### DATA BLOCK
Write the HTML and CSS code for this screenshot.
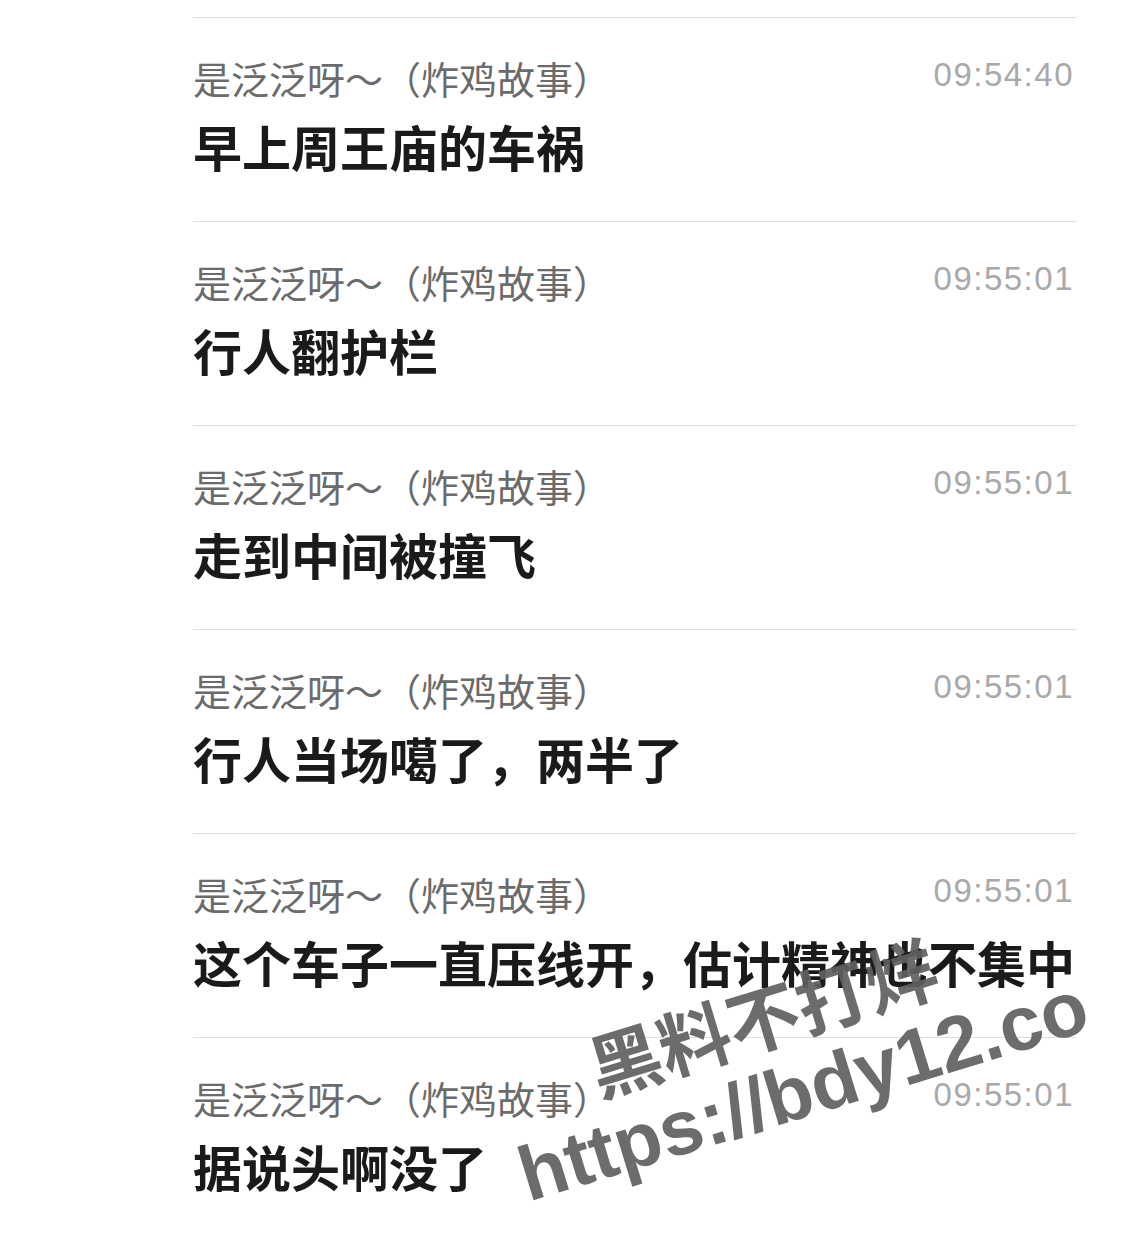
FILE: index.html
```html
<!DOCTYPE html>
<html lang="zh-CN">
<head>
  <meta charset="UTF-8">
  <meta name="viewport" content="width=device-width, initial-scale=1.0">
  <title>聊天记录</title>
  <link rel="stylesheet" href="styles.css">
</head>

<body>

  <div class="chat-list">
    <div class="chat-item">
      <div class="chat-head">
        <span class="chat-name">是泛泛呀～（炸鸡故事）</span>
        <span class="chat-time">09:54:40</span>
      </div>
      <p class="chat-text">早上周王庙的车祸</p>
    </div>

    <div class="chat-item">
      <div class="chat-head">
        <span class="chat-name">是泛泛呀～（炸鸡故事）</span>
        <span class="chat-time">09:55:01</span>
      </div>
      <p class="chat-text">行人翻护栏</p>
    </div>

    <div class="chat-item">
      <div class="chat-head">
        <span class="chat-name">是泛泛呀～（炸鸡故事）</span>
        <span class="chat-time">09:55:01</span>
      </div>
      <p class="chat-text">走到中间被撞飞</p>
    </div>

    <div class="chat-item">
      <div class="chat-head">
        <span class="chat-name">是泛泛呀～（炸鸡故事）</span>
        <span class="chat-time">09:55:01</span>
      </div>
      <p class="chat-text">行人当场噶了，两半了</p>
    </div>

    <div class="chat-item">
      <div class="chat-head">
        <span class="chat-name">是泛泛呀～（炸鸡故事）</span>
        <span class="chat-time">09:55:01</span>
      </div>
      <p class="chat-text">这个车子一直压线开，估计精神也不集中</p>
    </div>

    <div class="chat-item">
      <div class="chat-head">
        <span class="chat-name">是泛泛呀～（炸鸡故事）</span>
        <span class="chat-time">09:55:01</span>
      </div>
      <p class="chat-text">据说头啊没了</p>
    </div>
  </div>

  <!-- watermark over the list -->
  <div class="watermark watermark-cn">黑料不打烊</div>
  <div class="watermark watermark-url">https://bdy12.co</div>

</body>
</html>
```

FILE: styles.css
```css
/* General Reset */
* {
  margin: 0;
  padding: 0;
  box-sizing: border-box;
}

html, body {
  height: 100%;
  overflow: hidden;
}

body {
  font-family: 'Noto Sans CJK SC', 'Noto Sans', sans-serif;
  background: #fff;
  color: #1a1a1a;
}

/* Chat list */
.chat-list {
  margin-left: 193px;
  width: 883px;
  padding-top: 17px;
}

.chat-item {
  border-top: 1px solid #dedede;
  padding: 40px 2px 47px 0;
}

.chat-head {
  display: flex;
  justify-content: space-between;
  align-items: flex-start;
  height: 44px;
}

.chat-name {
  font-size: 38px;
  line-height: 40px;
  color: #6b6b6b;
}

.chat-time {
  font-family: 'Liberation Sans', Arial, sans-serif;
  font-size: 33px;
  line-height: 34px;
  letter-spacing: 1.5px;
  color: #a9a9a9;
}

.chat-text {
  margin-top: 16px;
  font-size: 49px;
  line-height: 56px;
  font-weight: 700;
  color: #1a1a1a;
  white-space: nowrap;
}

/* Watermark */
.watermark {
  position: absolute;
  transform: translate(-50%, -50%) rotate(-17deg);
  color: rgba(95, 95, 95, 0.92);
  white-space: nowrap;
  font-weight: 700;
}

.watermark-cn {
  left: 762px;
  top: 1015px;
  font-size: 72px;
  line-height: 1;
}

.watermark-url {
  left: 803px;
  top: 1090px;
  font-family: 'Liberation Sans', Arial, sans-serif;
  font-size: 77px;
  line-height: 1;
}
```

### WHAT TO DO
Except for the pictures, copy the material above exactly.

### OUTPUT FOR THIS TASK
Write the HTML and CSS code for this screenshot.
FILE: index.html
```html
<!DOCTYPE html>
<html lang="zh-CN">
<head>
  <meta charset="UTF-8">
  <meta name="viewport" content="width=device-width, initial-scale=1.0">
  <title>聊天记录</title>
  <link rel="stylesheet" href="styles.css">
</head>

<body>

  <div class="chat-list">
    <div class="chat-item">
      <div class="chat-head">
        <span class="chat-name">是泛泛呀～（炸鸡故事）</span>
        <span class="chat-time">09:54:40</span>
      </div>
      <p class="chat-text">早上周王庙的车祸</p>
    </div>

    <div class="chat-item">
      <div class="chat-head">
        <span class="chat-name">是泛泛呀～（炸鸡故事）</span>
        <span class="chat-time">09:55:01</span>
      </div>
      <p class="chat-text">行人翻护栏</p>
    </div>

    <div class="chat-item">
      <div class="chat-head">
        <span class="chat-name">是泛泛呀～（炸鸡故事）</span>
        <span class="chat-time">09:55:01</span>
      </div>
      <p class="chat-text">走到中间被撞飞</p>
    </div>

    <div class="chat-item">
      <div class="chat-head">
        <span class="chat-name">是泛泛呀～（炸鸡故事）</span>
        <span class="chat-time">09:55:01</span>
      </div>
      <p class="chat-text">行人当场噶了，两半了</p>
    </div>

    <div class="chat-item">
      <div class="chat-head">
        <span class="chat-name">是泛泛呀～（炸鸡故事）</span>
        <span class="chat-time">09:55:01</span>
      </div>
      <p class="chat-text">这个车子一直压线开，估计精神也不集中</p>
    </div>

    <div class="chat-item">
      <div class="chat-head">
        <span class="chat-name">是泛泛呀～（炸鸡故事）</span>
        <span class="chat-time">09:55:01</span>
      </div>
      <p class="chat-text">据说头啊没了</p>
    </div>
  </div>

  <!-- watermark over the list -->
  <div class="watermark watermark-cn">黑料不打烊</div>
  <div class="watermark watermark-url">https://bdy12.co</div>

</body>
</html>
```

FILE: styles.css
```css
/* General Reset */
* {
  margin: 0;
  padding: 0;
  box-sizing: border-box;
}

html, body {
  height: 100%;
  overflow: hidden;
}

body {
  font-family: 'Noto Sans CJK SC', 'Noto Sans', sans-serif;
  background: #fff;
  color: #1a1a1a;
}

/* Chat list */
.chat-list {
  margin-left: 193px;
  width: 883px;
  padding-top: 17px;
}

.chat-item {
  border-top: 1px solid #dedede;
  padding: 40px 2px 47px 0;
}

.chat-head {
  display: flex;
  justify-content: space-between;
  align-items: flex-start;
  height: 44px;
}

.chat-name {
  font-size: 38px;
  line-height: 40px;
  color: #6b6b6b;
}

.chat-time {
  font-family: 'Liberation Sans', Arial, sans-serif;
  font-size: 33px;
  line-height: 34px;
  letter-spacing: 1.5px;
  color: #a9a9a9;
}

.chat-text {
  margin-top: 16px;
  font-size: 49px;
  line-height: 56px;
  font-weight: 700;
  color: #1a1a1a;
  white-space: nowrap;
}

/* Watermark */
.watermark {
  position: absolute;
  transform: translate(-50%, -50%) rotate(-17deg);
  color: rgba(95, 95, 95, 0.92);
  white-space: nowrap;
  font-weight: 700;
}

.watermark-cn {
  left: 762px;
  top: 1015px;
  font-size: 72px;
  line-height: 1;
}

.watermark-url {
  left: 803px;
  top: 1090px;
  font-family: 'Liberation Sans', Arial, sans-serif;
  font-size: 77px;
  line-height: 1;
}
```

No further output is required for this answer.